# Goal
Write out the listing below exactly, and omit any images you find in it.

# Dataset excerpt
----

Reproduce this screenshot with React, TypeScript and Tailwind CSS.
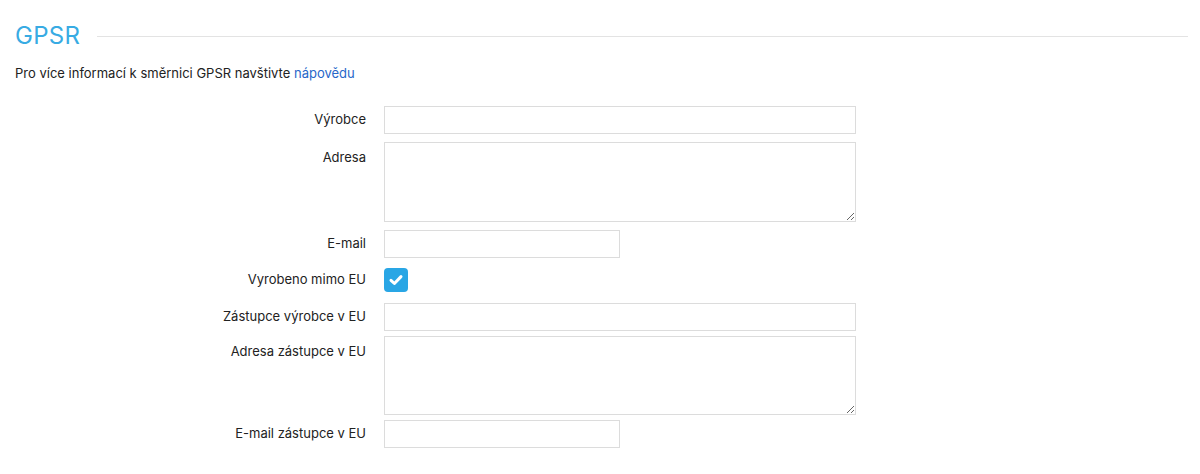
import type { ReactNode } from 'react';

const Row = ({ label, children, className = '', top = false }: { label: string; children: ReactNode; className?: string; top?: boolean }) => (
  <div className={`flex ${top ? 'items-start' : 'items-center'} ${className}`}>
    <label className={`w-[351px] shrink-0 text-right text-[13px] text-[#222] ${top ? 'pt-[6px]' : ''}`}>{label}</label>
    <div className="ml-[18px]">{children}</div>
  </div>
);

const inputCls = 'block h-[28px] border border-[#dcdcdc] bg-white px-2 text-[13px] outline-none';
const areaCls = 'block border border-[#dcdcdc] bg-white px-2 py-1 text-[13px] outline-none';

export default function App() {
  return (
    <div className="min-h-[474px] bg-white pl-[15px] pr-[12px] pt-[20px] font-['Inter','Liberation_Sans',sans-serif] text-[#222]">
      <div className="flex items-center">
        <h2 className="text-[24px] leading-[32px] font-normal tracking-[0.3px] text-[#38abe3]">GPSR</h2>
        <div className="ml-[17px] flex-1 border-t border-[#e3e3e3]" />
      </div>
      <p className="mt-[12px] text-[13px] leading-[18px]">
        Pro více informací k směrnici GPSR navštivte{' '}
        <a href="#" className="text-[#2767c9]">nápovědu</a>
      </p>

      <div className="mt-[24px]">
        <Row label="Výrobce">
          <input type="text" className={`${inputCls} w-[472px]`} />
        </Row>
        <Row label="Adresa" top className="mt-[8px]">
          <textarea className={`${areaCls} h-[80px] w-[472px]`} />
        </Row>
        <Row label="E-mail" className="mt-[8px]">
          <input type="text" className={`${inputCls} w-[236px]`} />
        </Row>
        <Row label="Vyrobeno mimo EU" className="mt-[10px]">
          <div className="flex h-[24px] w-[24px] items-center justify-center rounded-[4px] bg-[#29a6e5]">
            <svg width="16" height="16" viewBox="0 0 16 16" fill="none">
              <path d="M3 8.3 6.4 11.5 13 4.6" stroke="white" strokeWidth="3" strokeLinecap="round" strokeLinejoin="round" />
            </svg>
          </div>
        </Row>
        <Row label="Zástupce výrobce v EU" className="mt-[11px]">
          <input type="text" className={`${inputCls} w-[472px]`} />
        </Row>
        <Row label="Adresa zástupce v EU" top className="mt-[5px]">
          <textarea className={`${areaCls} h-[79px] w-[472px]`} />
        </Row>
        <Row label="E-mail zástupce v EU" className="mt-[5px]">
          <input type="text" className={`${inputCls} w-[236px]`} />
        </Row>
      </div>
    </div>
  );
}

----

# Task result
Reproduce this screenshot with React, TypeScript and Tailwind CSS.
import type { ReactNode } from 'react';

const Row = ({ label, children, className = '', top = false }: { label: string; children: ReactNode; className?: string; top?: boolean }) => (
  <div className={`flex ${top ? 'items-start' : 'items-center'} ${className}`}>
    <label className={`w-[351px] shrink-0 text-right text-[13px] text-[#222] ${top ? 'pt-[6px]' : ''}`}>{label}</label>
    <div className="ml-[18px]">{children}</div>
  </div>
);

const inputCls = 'block h-[28px] border border-[#dcdcdc] bg-white px-2 text-[13px] outline-none';
const areaCls = 'block border border-[#dcdcdc] bg-white px-2 py-1 text-[13px] outline-none';

export default function App() {
  return (
    <div className="min-h-[474px] bg-white pl-[15px] pr-[12px] pt-[20px] font-['Inter','Liberation_Sans',sans-serif] text-[#222]">
      <div className="flex items-center">
        <h2 className="text-[24px] leading-[32px] font-normal tracking-[0.3px] text-[#38abe3]">GPSR</h2>
        <div className="ml-[17px] flex-1 border-t border-[#e3e3e3]" />
      </div>
      <p className="mt-[12px] text-[13px] leading-[18px]">
        Pro více informací k směrnici GPSR navštivte{' '}
        <a href="#" className="text-[#2767c9]">nápovědu</a>
      </p>

      <div className="mt-[24px]">
        <Row label="Výrobce">
          <input type="text" className={`${inputCls} w-[472px]`} />
        </Row>
        <Row label="Adresa" top className="mt-[8px]">
          <textarea className={`${areaCls} h-[80px] w-[472px]`} />
        </Row>
        <Row label="E-mail" className="mt-[8px]">
          <input type="text" className={`${inputCls} w-[236px]`} />
        </Row>
        <Row label="Vyrobeno mimo EU" className="mt-[10px]">
          <div className="flex h-[24px] w-[24px] items-center justify-center rounded-[4px] bg-[#29a6e5]">
            <svg width="16" height="16" viewBox="0 0 16 16" fill="none">
              <path d="M3 8.3 6.4 11.5 13 4.6" stroke="white" strokeWidth="3" strokeLinecap="round" strokeLinejoin="round" />
            </svg>
          </div>
        </Row>
        <Row label="Zástupce výrobce v EU" className="mt-[11px]">
          <input type="text" className={`${inputCls} w-[472px]`} />
        </Row>
        <Row label="Adresa zástupce v EU" top className="mt-[5px]">
          <textarea className={`${areaCls} h-[79px] w-[472px]`} />
        </Row>
        <Row label="E-mail zástupce v EU" className="mt-[5px]">
          <input type="text" className={`${inputCls} w-[236px]`} />
        </Row>
      </div>
    </div>
  );
}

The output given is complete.